# START OF DATASET RECORDS
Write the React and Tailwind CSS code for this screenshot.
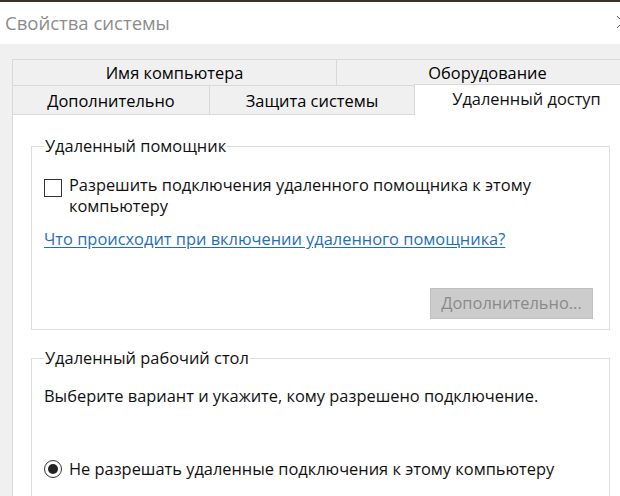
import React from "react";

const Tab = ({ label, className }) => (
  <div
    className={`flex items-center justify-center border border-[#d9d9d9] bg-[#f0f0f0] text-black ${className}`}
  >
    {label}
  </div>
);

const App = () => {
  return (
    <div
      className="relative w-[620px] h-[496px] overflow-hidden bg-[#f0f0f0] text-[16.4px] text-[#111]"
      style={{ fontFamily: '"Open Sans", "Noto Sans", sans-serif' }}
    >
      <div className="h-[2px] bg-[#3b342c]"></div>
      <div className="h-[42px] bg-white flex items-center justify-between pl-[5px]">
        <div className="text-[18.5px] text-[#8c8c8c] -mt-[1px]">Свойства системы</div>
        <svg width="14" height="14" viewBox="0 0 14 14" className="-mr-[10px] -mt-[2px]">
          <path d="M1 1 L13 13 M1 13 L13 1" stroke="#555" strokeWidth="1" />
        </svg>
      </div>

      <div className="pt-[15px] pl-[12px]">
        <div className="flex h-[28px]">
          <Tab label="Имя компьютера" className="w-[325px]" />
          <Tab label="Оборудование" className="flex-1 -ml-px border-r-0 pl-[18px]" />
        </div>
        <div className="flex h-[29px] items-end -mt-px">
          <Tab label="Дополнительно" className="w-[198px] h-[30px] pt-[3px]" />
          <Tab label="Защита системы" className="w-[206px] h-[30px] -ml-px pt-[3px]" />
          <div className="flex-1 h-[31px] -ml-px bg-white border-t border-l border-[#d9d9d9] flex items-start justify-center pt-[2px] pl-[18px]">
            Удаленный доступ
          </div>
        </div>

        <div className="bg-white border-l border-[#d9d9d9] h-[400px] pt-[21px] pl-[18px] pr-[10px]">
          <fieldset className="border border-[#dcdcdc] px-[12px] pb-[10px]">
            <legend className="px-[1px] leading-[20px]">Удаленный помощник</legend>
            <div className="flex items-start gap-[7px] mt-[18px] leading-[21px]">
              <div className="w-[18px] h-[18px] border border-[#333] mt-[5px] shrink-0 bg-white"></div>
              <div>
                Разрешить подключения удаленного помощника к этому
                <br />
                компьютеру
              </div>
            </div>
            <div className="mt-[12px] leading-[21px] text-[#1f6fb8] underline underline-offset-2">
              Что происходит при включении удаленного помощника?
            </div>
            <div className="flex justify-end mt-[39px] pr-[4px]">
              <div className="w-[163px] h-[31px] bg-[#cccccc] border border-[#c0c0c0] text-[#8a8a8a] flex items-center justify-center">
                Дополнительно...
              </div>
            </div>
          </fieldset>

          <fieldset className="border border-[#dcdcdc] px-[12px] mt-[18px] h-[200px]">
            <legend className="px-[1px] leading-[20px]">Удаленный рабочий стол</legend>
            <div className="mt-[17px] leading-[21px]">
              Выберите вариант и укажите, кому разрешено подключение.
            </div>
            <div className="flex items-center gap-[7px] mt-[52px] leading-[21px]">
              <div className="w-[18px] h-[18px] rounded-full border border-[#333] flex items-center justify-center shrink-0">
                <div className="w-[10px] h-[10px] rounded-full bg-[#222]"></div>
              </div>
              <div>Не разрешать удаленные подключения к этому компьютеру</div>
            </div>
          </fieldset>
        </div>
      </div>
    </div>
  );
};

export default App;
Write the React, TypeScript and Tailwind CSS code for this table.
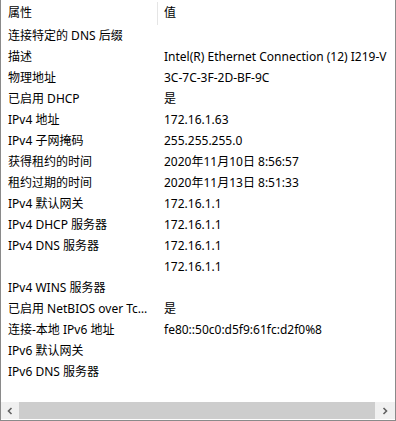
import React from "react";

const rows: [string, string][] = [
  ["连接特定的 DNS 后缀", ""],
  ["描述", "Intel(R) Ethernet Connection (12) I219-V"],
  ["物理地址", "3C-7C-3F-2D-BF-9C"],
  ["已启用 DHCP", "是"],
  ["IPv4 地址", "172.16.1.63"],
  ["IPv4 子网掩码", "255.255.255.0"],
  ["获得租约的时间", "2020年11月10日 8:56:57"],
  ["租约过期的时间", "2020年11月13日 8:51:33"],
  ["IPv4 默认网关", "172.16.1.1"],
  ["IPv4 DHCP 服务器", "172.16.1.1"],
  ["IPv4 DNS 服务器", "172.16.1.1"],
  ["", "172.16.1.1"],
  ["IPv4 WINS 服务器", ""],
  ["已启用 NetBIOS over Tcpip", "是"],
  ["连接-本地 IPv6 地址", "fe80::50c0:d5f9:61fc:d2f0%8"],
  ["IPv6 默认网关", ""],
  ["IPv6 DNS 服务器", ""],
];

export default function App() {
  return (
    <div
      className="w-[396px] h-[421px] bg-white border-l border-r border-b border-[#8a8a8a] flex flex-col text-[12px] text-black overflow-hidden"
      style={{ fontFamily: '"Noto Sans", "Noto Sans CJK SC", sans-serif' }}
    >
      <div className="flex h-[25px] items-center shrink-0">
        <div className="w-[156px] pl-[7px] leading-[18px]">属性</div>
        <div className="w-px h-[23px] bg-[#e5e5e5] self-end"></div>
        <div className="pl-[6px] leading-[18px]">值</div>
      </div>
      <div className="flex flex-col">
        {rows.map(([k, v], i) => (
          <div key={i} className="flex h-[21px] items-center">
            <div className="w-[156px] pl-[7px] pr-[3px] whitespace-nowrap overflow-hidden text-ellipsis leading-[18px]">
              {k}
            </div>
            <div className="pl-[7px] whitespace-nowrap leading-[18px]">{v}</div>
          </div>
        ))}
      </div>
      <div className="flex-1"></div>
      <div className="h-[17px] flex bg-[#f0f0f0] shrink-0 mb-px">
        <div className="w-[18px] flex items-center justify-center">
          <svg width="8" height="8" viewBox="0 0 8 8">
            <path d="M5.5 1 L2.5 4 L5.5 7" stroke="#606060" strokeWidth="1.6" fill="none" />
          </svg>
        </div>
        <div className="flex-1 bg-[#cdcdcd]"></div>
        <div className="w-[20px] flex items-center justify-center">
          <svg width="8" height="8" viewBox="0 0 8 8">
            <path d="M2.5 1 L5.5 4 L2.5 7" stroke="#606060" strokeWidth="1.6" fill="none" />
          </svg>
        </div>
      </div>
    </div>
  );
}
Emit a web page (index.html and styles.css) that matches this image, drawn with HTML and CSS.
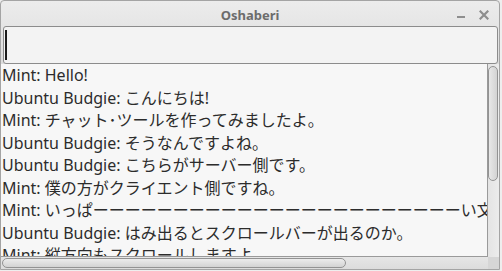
# END OF DATASET RECORDS
* [SET TASK]: Among the lines above, determine how many hold the word "Tailwind"; report the figure alone.

* [FULL OUTPUT]: 2